Having over-stretched the armed forces; having spent the U.S. into a fiscal and monetary black hole – the national debt has already nearly doubled under Bush, a trillion dollars has been consumed in Iraq and Afghanistan, oil has hit record prices, the dollar is chronically weak – and having pushed the U.S. economy to the brink of recession, it is little wonder that the public is less than concerned, even less than interested, about an Iraq that for too long has clouded their vision, blackened their horizon, and threatened their entire future and the future of their children’s children..

Oh yes: the question, or one way to ask the question: When did you realize that the “American century” as envisioned by George Bush and proclaimed by the neocons, was never real, was never meant to be real, and could only “be over before it began?”

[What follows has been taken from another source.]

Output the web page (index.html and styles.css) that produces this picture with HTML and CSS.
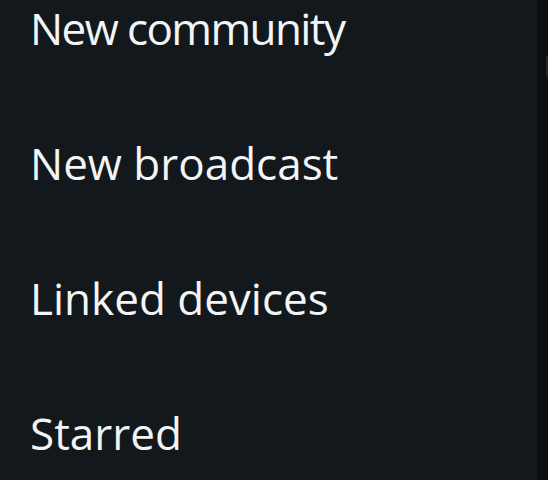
FILE: index.html
```html
<!DOCTYPE html>
<html lang="en">
<head>
  <meta charset="UTF-8" />
  <meta name="viewport" content="width=device-width, initial-scale=1.0"/>
  <title>Menu</title>
  <link rel="stylesheet" href="styles.css">
</head>
<body>

  <div class="screen">
    <!-- overflow menu -->
    <ul class="menu">
      <li class="menu-item tight">New community</li>
      <li class="menu-item">New broadcast</li>
      <li class="menu-item">Linked devices</li>
      <li class="menu-item">Starred</li>
    </ul>

    <!-- edge of the screen behind the menu -->
    <div class="behind">
      <span class="mark"></span>
    </div>
  </div>

</body>
</html>
```

FILE: styles.css
```css
body {
  margin: 0;
  background-color: #0b0f12;
  font-family: 'Open Sans', 'Noto Sans', sans-serif;
  overflow: hidden;
}
.screen {
  display: flex;
  height: 480px;
  overflow: hidden;
}
.menu {
  list-style: none;
  margin: 0;
  padding: 0 0 0 30px;
  width: 507px;
  background-color: #13181c;
  color: #f2f4f5;
}
.menu-item {
  font-size: 44px;
  line-height: 56px;
  height: 135px;
}
.menu-item:last-child { height: auto; }
.tight { letter-spacing: -1.6px; }
.behind {
  flex: 1;
  padding-top: 55px;
  display: flex;
  justify-content: flex-end;
}
.mark {
  width: 2px;
  height: 22px;
  background-color: #1f2428;
  border-radius: 1px 0 0 1px;
}
```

My answer is: All of the above, any one of which would be enough to scuttle that designation.

1 Comments:

Blogger rasphila said...

Scary but trenchant analysis. I always thought the American Century was a bad idea and not really achievable, but it hadn't occurred to me that the neocons might give up on it—or that some of them never thought it was real in the first place.

What is frightening is the sheer amount of damage that the pursuit of the American Century has done. When you lay out all the factors like this, it doesn't bear thinking about. We will be paying the price for a very long time.